Nadie sabe cuán duro intentará Trump, en la práctica, cumplir sus promesas. Pero algo es cierto: su triunfo acentuó incertidumbres y creó algunas más. En ese marco, subieron las tasas de interés de largo plazo en EEUU, subió el oro y también, de momento, el dólar, lo que precipitó la salida de fondos y la devaluación de las monedas de los mercados emergentes y comenzó a encarecer el crédito internacional.
No son buenas noticias para el gobierno argentino. Más allá de la promesa que, dijo Macri, le hizo Trump, de que ambos países tendrán en adelante “la mejor relación de la historia”, el cambio obliga a repensar la estrategia del gradualismo fiscal, esto es, la persistencia por algunos años de un fuerte déficit en las cuentas públicas, enjugado por crédito externo abundante y barato.
La combinación de política fiscal “blanda” (aunque la oposición política y gran parte de la sociedad hablen de “ajuste”) y política monetaria “dura” (orientada por la tasa de las letras del Banco Central ahora al 26,25%) fue la elegida por el Gobierno en su primer año, con flojos resultados. La inflación anual cerrará en torno del 40%, y si bien su ritmo decayó en la segunda mitad del año no fue de modo contundente y definitivo, mientras que sí persistió una economía anémica de inversiones, demanda de consumo y empleo.
A su vez, Trump tendrá que afrontar el costo de sus propias decisiones. México y China (a quienes prometió cortarles el chorro importador) son también, respectivamente, primero y tercer comprador mundial de bienes de EEUU. Es dudoso que Pekín asista impávida a un eventual “castigo” de Washington. Y si Trump expulsa trabajadores indocumentados, obstruye remesas y encarece las importaciones mexicanas, tanto de autos como de productos agrícolas, serán los consumidores norteamericanos los que deberán pagar más caros sus consumos.
Inflación que le dicen.
No sólo China y México están preocupados por las promesas de Trump. También lo está la que es, por el tamaño de su PBI, la séptima economía del mundo, California, que con algo más de 2,5 billones de dólares (esto es, 2,5 millones de veces un millón de dólares) supera el PBI de Brasil. Un cálculo del Instituto Petersen de Economía Internacional, basado en Washington, es que el Golden State, el más grande de EEUU, perdería 640.000 empleos si Trump cumpliera sus promesas. Allí están basadas buena parte de la producción agrícola y del económicamente poderoso (aunque, parece, no tan políticamente influyente) sector de “alta tecnología” y el grueso de los intercambios con Asia, el área más pujante de la economía mundial, al punto que por los puertos del sur californiano, del que dependen más de 4 millones de empleos, pasa el 40% de las importaciones totales de EEUU.

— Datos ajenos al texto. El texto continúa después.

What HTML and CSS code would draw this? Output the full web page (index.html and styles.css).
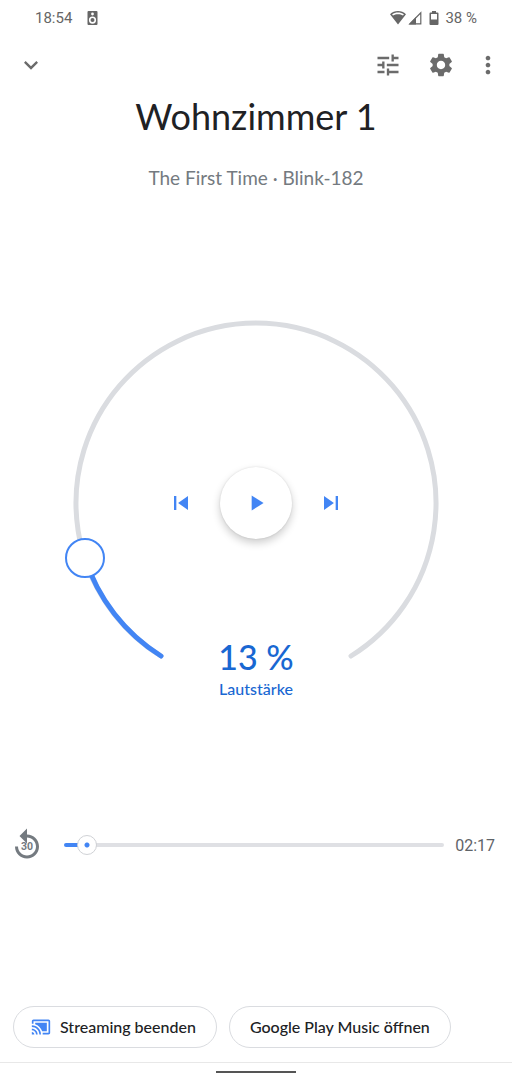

En fin, que no fue sólo por el espíritu liberal y hollywoodiano que los californianos salieron a protestar contra Trump y hasta acuñaron, por ahora livianamente, el término “Calexit”, sobre la eventual voluntad del Estado de “retirarse” de los Estados Unidos, del mismo modo que los británicos, con el “Brexit”, votaron irse de la Unión Europea.
Más allá de exageraciones iniciales y potenciales, la presidencia de Trump promete ser al menos tan disruptiva como era la que, a partir de enero de 1981, inició Ronald Reagan.
Argentina no está de ningún modo en la primera línea de afectados directos, pero debe tenerlo muy en cuenta. Cuando el cielo está encapotado no es seguro que llueva, pero es más seguro salir con paraguas.